The Enforcement Directorate (ED) has attached at least 33 bank accounts of quasi-terrorist Islamist organisation Popular Front of India (PFI) and its front organisation called Rehab India Foundation (RIF) as part of an anti-money laundering investigation against them.
The accounts hold more than ₹68 lakh. The orders have been issued under the Prevention of Money Laundering Act (PMLA). 23 accounts of PFI having ₹59 lakhs and 10 of RIF having ₹9.5 lakhs have been attached.
RIF claims to work for ‘rehabilitating the marginalised section of rural India’ and has managed to embed itself within the country’s mainstream CSR-NGO ecosystem, as we had uncovered in an earlier HinduPost investigative report. Setting up such frontal organizations doing social work is a common tactic of supremacist Islamist organisations to soften their image and fool ordinary people. Similarly, the Pakistani terror group LeT carries out relief and charitable work through JuD (Jamaat-ud-Dawa).
ED has said that huge amount of cash from questionable sources were received by PFI and RIF.
“An amount of more than Rs 60 crore have been deposited in the accounts of PFI which includes cash deposit of more than Rs 30 crore since 2009. Similarly, around Rs 58 Crore have been deposited in the accounts of RIF since 2010,” ED said in a statement.
The favored modus operandi of PFI seems to be laundering proceeds of crime in the form of cash which were deposited in its bank accounts by falsely projecting them as cash donations from members. At other times, the money generated through criminal activities was deposited in bank accounts of various individuals and immediately thereafter these funds were transferred to PFI’s bank account.
PFI also mobilized funds through its network in Gulf countries. These funds were sent to Bharat through underground and illegal channels and by way of foreign remittances into the bank accounts of sympathisers, office bearers, members and their relatives, who transferred them to the bank accounts of PFI, RIF and other entities.

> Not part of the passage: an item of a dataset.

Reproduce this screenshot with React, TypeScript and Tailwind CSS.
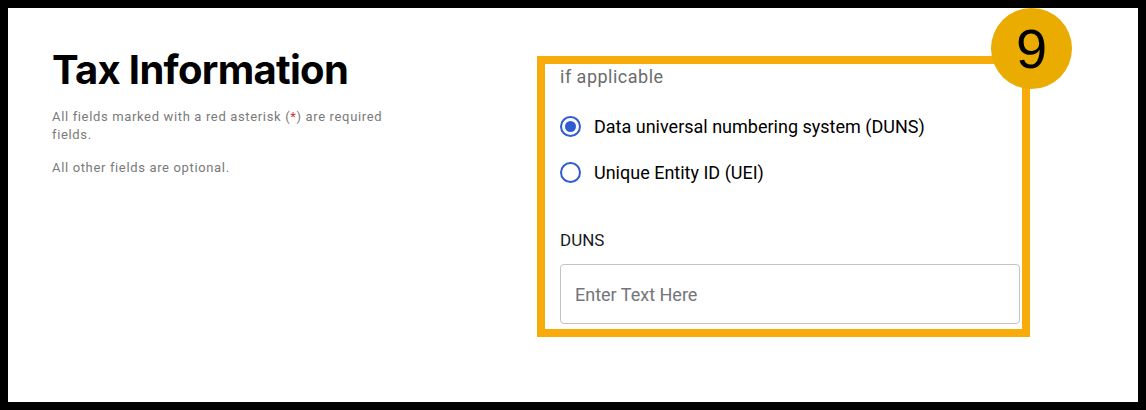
import React from "react";

export default function App() {
  return (
    <div className="w-[1146px] h-[410px] bg-black p-2" style={{ fontFamily: "Roboto, 'Liberation Sans', sans-serif" }}>
      <div className="w-full h-full bg-white flex">
        <div className="w-[485px] pl-[44px] pt-[38px]">
          <h1 className="text-[40px] leading-[48px] font-bold text-black tracking-[-0.7px]" style={{ fontFamily: "Inter, 'Liberation Sans', sans-serif" }}>Tax Information</h1>
          <p className="mt-[14px] w-[340px] text-[13px] leading-[18px] text-[#7a7a7a] tracking-[0.65px]">
            All fields marked with a red asterisk (<span className="text-[#d32f2f]">*</span>) are required fields.
          </p>
          <p className="mt-[15px] text-[13px] leading-[18px] text-[#7a7a7a] tracking-[0.65px]">All other fields are optional.</p>
        </div>
        <div className="relative mt-[48px] ml-[44px] w-[493px] h-[281px] border-[8px] border-[#f8ac0b] pl-[15px] pr-[2px]">
          <div className="pt-[1px] text-[18px] leading-[24px] text-[#6b6b6b] tracking-[0.5px]">if applicable</div>
          <div className="mt-[25px] flex flex-col gap-[22px]">
            <label className="flex items-center gap-[13px] h-[24px]">
              <span className="w-[21px] h-[21px] rounded-full border-[2px] border-[#2f5bd3] flex items-center justify-center">
                <span className="w-[11px] h-[11px] rounded-full bg-[#2f5bd3]" />
              </span>
              <span className="text-[18px] text-black">Data universal numbering system (DUNS)</span>
            </label>
            <label className="flex items-center gap-[13px] h-[24px]">
              <span className="w-[21px] h-[21px] rounded-full border-[2px] border-[#2f5bd3]" />
              <span className="text-[18px] text-black">Unique Entity ID (UEI)</span>
            </label>
          </div>
          <div className="mt-[44px] text-[17px] leading-[24px] text-[#1a1a1a]">DUNS</div>
          <div className="mt-[12px] h-[60px] rounded-[4px] border border-[#c4c4c4] flex items-center pl-[14px]">
            <span className="text-[18px] text-[#74747c]">Enter Text Here</span>
          </div>
          <div className="absolute -top-[56px] right-[-50px] w-[81px] h-[81px] rounded-full bg-[#eaac00] flex items-center justify-center">
            <span className="text-[56px] leading-none text-black" style={{ fontFamily: "'Liberation Sans', Arial, sans-serif" }}>9</span>
          </div>
        </div>
      </div>
    </div>
  );
}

“In this way, the proceeds of crime have been placed, layered and integrated and therefore projected as untainted money in the bank accounts of PFI as well as RIF. This has been done as a part of a larger criminal conspiracy of PFI and its related entities to raise funds within the country and abroad to carry out various unlawful activities which have resulted in the registration of numerous FIRs / complaints against them for commission of scheduled offences over time and the filing of chargesheets and conviction of its members / office-bearers,” added the statement.
The ED has already filed two chargesheets against office-bearers and members of PFI along with Campus Front of India before the Special PMLA Court in Lucknow.
ED has charged Kerala-based PFI office bearers Abdul Razak Peediyakkal alias Abdul Razak BP and Asharaf Khadir alias Ashraf MK, for money laundering of Rs 22 crore. The two established a property business in Munnar, Kerala, to launder money acquired abroad and support the organization’s radical activities. Razak was arrested in March from Kozhikode airport while attempting to leave the country. Ashraf was arrested in Delhi last month.
There have been reports of PFI involvement in the Kerala gold smuggling case too.
It is pertinent to note that in January 2020, ED had reported that at least Rs 120 crore were transferred across 73 bank accounts linked to PFI after the CAA law was passed by Parliament in December 2019. It is suspected that these funds were used by PFI affiliates to fuel anti-CAA protests in various parts of UP.
PFI is seen by many security experts as a successor to the no banned SIMI (Students Islamic Movement of India). It was founded in 2006 in Kerala after merging several Islamic groups, and is headquartered in the notorious Shaheen Bagh area of Delhi. Many of the group’s sympathisers also support the Taliban and it’s real goal is believed to be the same as that of SIMI – to establish sharia rule all across Bharat.